據《新京報》報道,河北保定試行了“總額預付制”醫保新政,前一年就把所有醫療保險所用的資金給各醫院分配下去,醫保中心給醫院定指標,醫院給科室定指標,醫生收治職工醫保病人,一旦超額得醫生墊付。結果導致,保定的一些公立醫院,一聽是職工醫保住院都不收。然而,有些醫院因為“總額”寬松,甚至不需患者花費任何錢,各種過度醫療、浪費醫保資金的現象比較嚴重。
這并非偶然。據報道,在一些實行總額預付制度的城市,也都發生過類似的事件。前不久,因為醫保定額的壓力,上海市民秦嶺癌癥晚期的父親遭多家醫院拒收。他就此給上海市委書記俞正聲寫信,反映此事。
“總額預付制”是以控制醫保支出增速、規范醫院醫療服務行為、減少醫療費用過度消費為目的出臺的改革新政。某種程度上,確能解決此前廣泛存在的“過度醫療”等問題。2011年人社部將上海、呼和浩特、保定等7個地方定為推行醫療總額預付方式的典型城市。目前,保定的改革在某種程度上顯示,“總額預付制”無論是在實踐層面還是在制度設計上,均面臨一些困境。
從實際操作層面來看,保定的情況就非常典型。其核心問題就是,醫保中心能否給各個醫療機構確定合理的、符合實際的資金定額。如果醫保中心給某家醫院制定的定額太低,醫院從自身利益出發,采取限制看病支出、減輕負擔的做法就一點也不奇怪了。特別是當實際費用接近總額、服務人次達標后,醫院往往會以種種借口推諉患者,尤其是重癥患者。
而之所以會出現這樣的問題,當然與地方社保部門的具體行為有關,但是,也與總額預付制度有關。

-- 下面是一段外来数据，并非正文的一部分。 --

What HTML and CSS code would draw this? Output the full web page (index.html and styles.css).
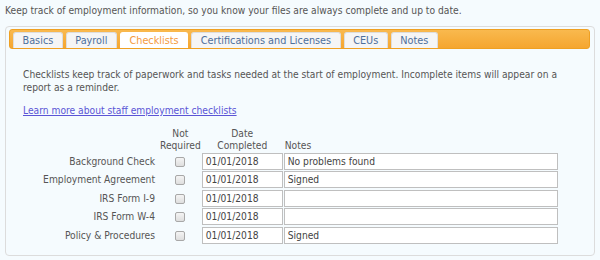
FILE: index.html
```html
<!DOCTYPE html>
<html>
<head>
<meta charset="utf-8">
<link rel="stylesheet" href="styles.css">
</head>
<body>
<p class="intro">Keep track of employment information, so you know your files are always complete and up to date.</p>
<div class="panel">
  <div class="tabbar">
    <span class="tab">Basics</span>
    <span class="tab">Payroll</span>
    <span class="tab active">Checklists</span>
    <span class="tab">Certifications and Licenses</span>
    <span class="tab">CEUs</span>
    <span class="tab">Notes</span>
  </div>
  <div class="content">
    <p class="desc">Checklists keep track of paperwork and tasks needed at the start of employment. Incomplete items will appear on a report as a reminder.</p>
    <p class="more"><a href="#">Learn more about staff employment checklists</a></p>
    <table class="checklist">
      <thead>
        <tr>
          <th class="label"></th>
          <th class="nr">Not<br>Required</th>
          <th class="dc">Date<br>Completed</th>
          <th class="notes">Notes</th>
        </tr>
      </thead>
      <tbody>
        <tr><td class="label">Background Check</td><td class="nr"><span class="cb"></span></td><td><span class="inp date">01/01/2018</span></td><td><span class="inp note">No problems found</span></td></tr>
        <tr><td class="label">Employment Agreement</td><td class="nr"><span class="cb"></span></td><td><span class="inp date">01/01/2018</span></td><td><span class="inp note">Signed</span></td></tr>
        <tr><td class="label">IRS Form I-9</td><td class="nr"><span class="cb"></span></td><td><span class="inp date">01/01/2018</span></td><td><span class="inp note"></span></td></tr>
        <tr><td class="label">IRS Form W-4</td><td class="nr"><span class="cb"></span></td><td><span class="inp date">01/01/2018</span></td><td><span class="inp note"></span></td></tr>
        <tr><td class="label">Policy &amp; Procedures</td><td class="nr"><span class="cb"></span></td><td><span class="inp date">01/01/2018</span></td><td><span class="inp note">Signed</span></td></tr>
      </tbody>
    </table>
  </div>
</div>
</body>
</html>
```
FILE: styles.css
```css
html, body {
  margin: 0;
  padding: 0;
  background: #f5fbfe;
}
body {
  font-family: "DejaVu Sans Condensed", "DejaVu Sans", sans-serif;
  font-size: 10.2px;
  color: #555;
  padding: 4px 5px 0 5px;
}
.intro {
  margin: 0 0 8px 0;
  line-height: 14px;
}
.panel {
  border: 1px solid #dcdcdc;
  border-radius: 4px;
  background: #f5fbfe;
  padding: 2px 4px 0 3px;
  height: 230px;
  box-sizing: border-box;
}
.tabbar {
  display: flex;
  gap: 3px;
  padding: 3px 2px 0 3px;
  height: 20px;
  box-sizing: border-box;
  background: linear-gradient(#f9b94e, #f5a630);
  border: 1px solid #efa022;
  border-radius: 3px;
  align-items: flex-end;
}
.tab {
  display: block;
  height: 15px;
  line-height: 15px;
  padding: 0 8.5px;
  color: #4d6f9c;
  background: #f5f5f5;
  border: 1px solid #ddd;
  border-bottom: none;
  border-radius: 3px 3px 0 0;
  font-size: 10.8px;
}
.tab.active {
  background: #fff;
  color: #f49a3e;
  border-color: #fff;
}
.content {
  padding: 19px 0 0 14px;
}
.desc {
  margin: 0;
  line-height: 13px;
  width: 545px;
}
.more {
  margin: 10px 0 0 0;
  line-height: 13px;
}
.more a {
  color: #5b55d6;
}
.checklist {
  border-collapse: collapse;
  margin-top: 11px;
}
.checklist th {
  font-weight: normal;
  line-height: 12px;
  padding: 0 0 1px 0;
  vertical-align: bottom;
  text-align: center;
}
.checklist th.label { width: 137px; }
.checklist th.nr { width: 39px; }
.checklist th.dc { width: 83px; }
.checklist th.notes { text-align: left; padding-left: 1px; }
.checklist td {
  padding: 0 0 1.4px 0;
  height: 17px;
}
.checklist td.label {
  text-align: right;
  padding-right: 5px;
  box-sizing: border-box;
  width: 137px;
}
.checklist td.nr {
  text-align: center;
}
.cb {
  display: inline-block;
  width: 8px;
  height: 8px;
  border: 1px solid #a8a8a8;
  border-radius: 2px;
  background: linear-gradient(#f4f4f4, #dedede);
  vertical-align: middle;
}
.inp {
  display: block;
  height: 17px;
  line-height: 15px;
  box-sizing: border-box;
  border: 1px solid #bfbfbf;
  background: #fff;
  padding: 0 3px;
  color: #444;
}
.inp.date { width: 81px; margin-left: 1px; }
.inp.note { width: 274px; }
```
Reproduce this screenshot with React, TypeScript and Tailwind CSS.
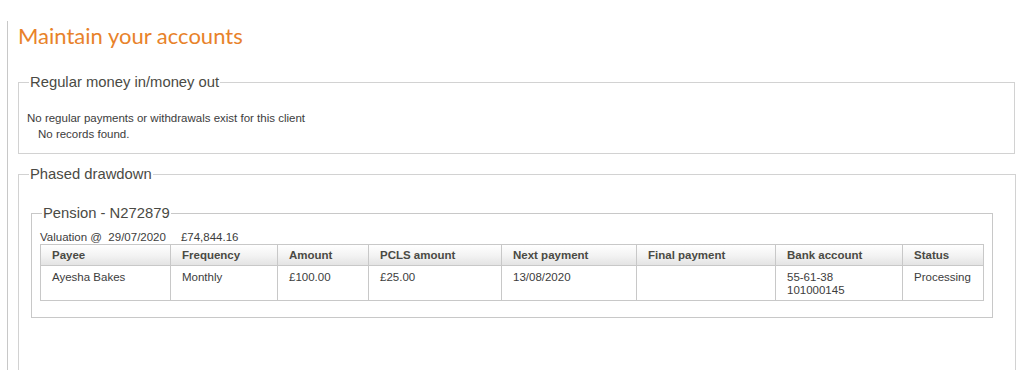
import React from "react";

interface Payment {
  payee: string;
  frequency: string;
  amount: string;
  pcls: string;
  nextPayment: string;
  finalPayment: string;
  bank: string[];
  status: string;
}

const columns = [
  { label: "Payee", width: "w-[130px]" },
  { label: "Frequency", width: "w-[107px]" },
  { label: "Amount", width: "w-[91px]" },
  { label: "PCLS amount", width: "w-[133px]" },
  { label: "Next payment", width: "w-[135px]" },
  { label: "Final payment", width: "w-[139px]" },
  { label: "Bank account", width: "w-[127px]" },
  { label: "Status", width: "w-[81px]" },
];

const payments: Payment[] = [
  {
    payee: "Ayesha Bakes",
    frequency: "Monthly",
    amount: "£100.00",
    pcls: "£25.00",
    nextPayment: "13/08/2020",
    finalPayment: "",
    bank: ["55-61-38", "101000145"],
    status: "Processing",
  },
];

const cell = "border border-[#c8c8c8] px-[11px] pt-[5px] align-top leading-[13px]";

export default function App() {
  return (
    <div className="h-[387px] w-full bg-white font-['Liberation_Sans',Arial,sans-serif] text-[#3c3c3c]">
      <div className="ml-[7px] pt-[21px]">
        <div className="h-[349px] overflow-hidden border-l border-[#c8c8c8] pl-[10px] pr-[10px]">
          <h1 className="pt-[1px] font-['Lato',sans-serif] text-[22px] leading-[28px] text-[#e8822a]">
            Maintain your accounts
          </h1>

          {/* regular money */}
          <fieldset className="mt-[24px] border border-[#d2d2d2] px-[10px] pb-[11px] pt-[19px]">
            <legend className="px-[1px] text-[14.8px] leading-[17px] text-[#4a4a44]">
              Regular money in/money out
            </legend>
            <p className="-ml-[2px] text-[11.5px] leading-[16px]">
              No regular payments or withdrawals exist for this client
            </p>
            <p className="ml-[9px] text-[11.5px] leading-[16px]">No records found.</p>
          </fieldset>

          {/* phased drawdown */}
          <fieldset className="mt-[12px] h-[260px] border border-[#d2d2d2] pl-[12px] pr-[22px] pt-[22px]">
            <legend className="ml-[-2px] px-[1px] text-[14.8px] leading-[17px] text-[#4a4a44]">
              Phased drawdown
            </legend>

            <fieldset className="border border-[#c8c8c8] px-[8px] pb-[16px] pt-[8px]">
              <legend className="ml-[2px] px-[1px] text-[14.8px] leading-[17px] text-[#4a4a44]">
                Pension - N272879
              </legend>
              <div className="flex h-[14px] items-center text-[11.5px] leading-[14px]">
                <span>Valuation @&nbsp; 29/07/2020</span>
                <span className="ml-[15px]">£74,844.16</span>
              </div>
              <table className="w-full table-fixed border-collapse border border-[#c8c8c8] text-[11.5px]">
                <colgroup>
                  {columns.map((c) => (
                    <col key={c.label} className={c.width} />
                  ))}
                </colgroup>
                <thead>
                  <tr className="bg-gradient-to-b from-white via-[#f3f3f3] to-[#e2e2e2]">
                    {columns.map((c) => (
                      <th
                        key={c.label}
                        className="h-[21px] border border-[#c8c8c8] px-[11px] text-left font-bold leading-[14px] text-[#4a4a44]"
                      >
                        {c.label}
                      </th>
                    ))}
                  </tr>
                </thead>
                <tbody>
                  {payments.map((p) => (
                    <tr key={p.payee}>
                      <td className={`h-[35px] ${cell}`}>{p.payee}</td>
                      <td className={cell}>{p.frequency}</td>
                      <td className={cell}>{p.amount}</td>
                      <td className={cell}>{p.pcls}</td>
                      <td className={cell}>{p.nextPayment}</td>
                      <td className={cell}>{p.finalPayment}</td>
                      <td className={cell}>
                        {p.bank.map((b) => (
                          <div key={b}>{b}</div>
                        ))}
                      </td>
                      <td className={cell}>{p.status}</td>
                    </tr>
                  ))}
                </tbody>
              </table>
            </fieldset>
          </fieldset>
        </div>
      </div>
    </div>
  );
}
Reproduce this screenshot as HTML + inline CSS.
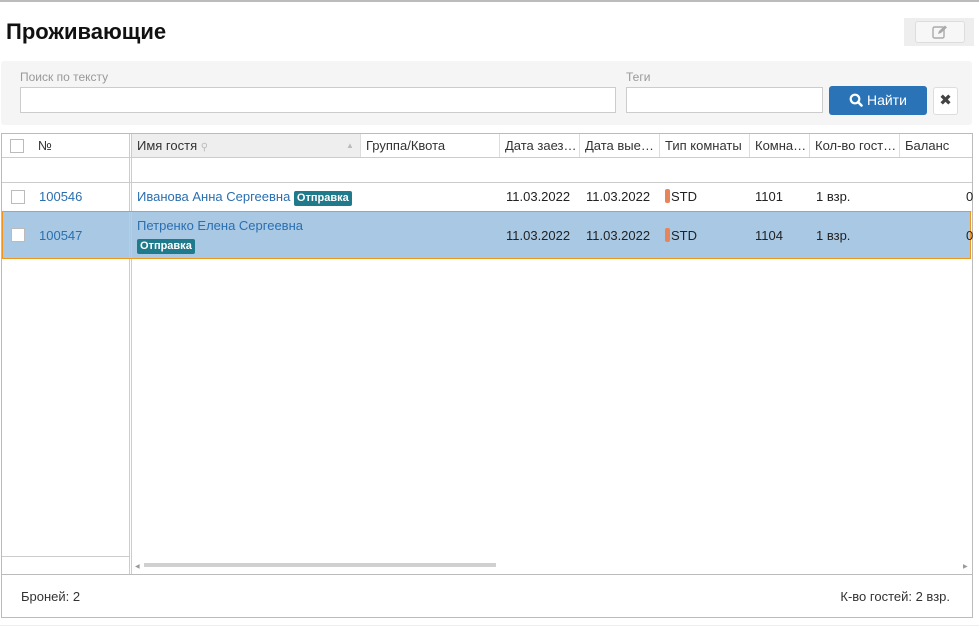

很多國家和地區也實行醫療服務的總額預付制,但總額預付很少落實到每一個具體醫療機構。如,英國是在整個國民健保系統的范圍內實行總額預付,加拿大是在地區范圍內實行醫療費用的總額預付。美國的退伍軍人系統也是在整個健保系統范圍內實行醫療費用總額預付。
之所以,總額預付不宜落實到具體的醫療機構,正是因為,決策者難以精確預測每一個醫療機構的經營行為,他們也很難給醫療機構確定合理的定額,醫院拒收病人和過度醫療并存就是不可避免的。
當然,從醫保管理機構的角度來看,給每家醫療機構確定預付總額或許有利于管理,但卻將風險轉移給了醫療服務方,一定程度也不利于醫患關系的和諧。
人社部2011年出臺的《關于進一步推進醫療保險付費方式改革的意見》中提及,“要針對不同付費方式明確監管重點環節。采取總額預付的,重點防范服務提供不足、推諉重癥患者等行為。”這說明,有關方面對實行總額預付制會出現的問題,還是有充分的預判。除了加強監督監管之外,有關方面也應該總結經驗教訓,繼續完善總額預付制度。
至少,總額預付制度把控的重點應該從具體的醫療機構移走,而更應該關注,如何通過醫保中心和醫療機構的談判,加強專業監控遏制過度醫療、打擊套保、騙保等行為,將一地的醫保費用總額控制在合理的水平范圍之內。
在此之外,各級地方政府也應該意識到,總額預付制度是為了避免浪費,而不是為了減輕政府醫保投入的負擔。實際上,我國的醫療保障的水平仍然不高,各方既要用好醫保資金,公共財政對醫保也應進一步傾斜。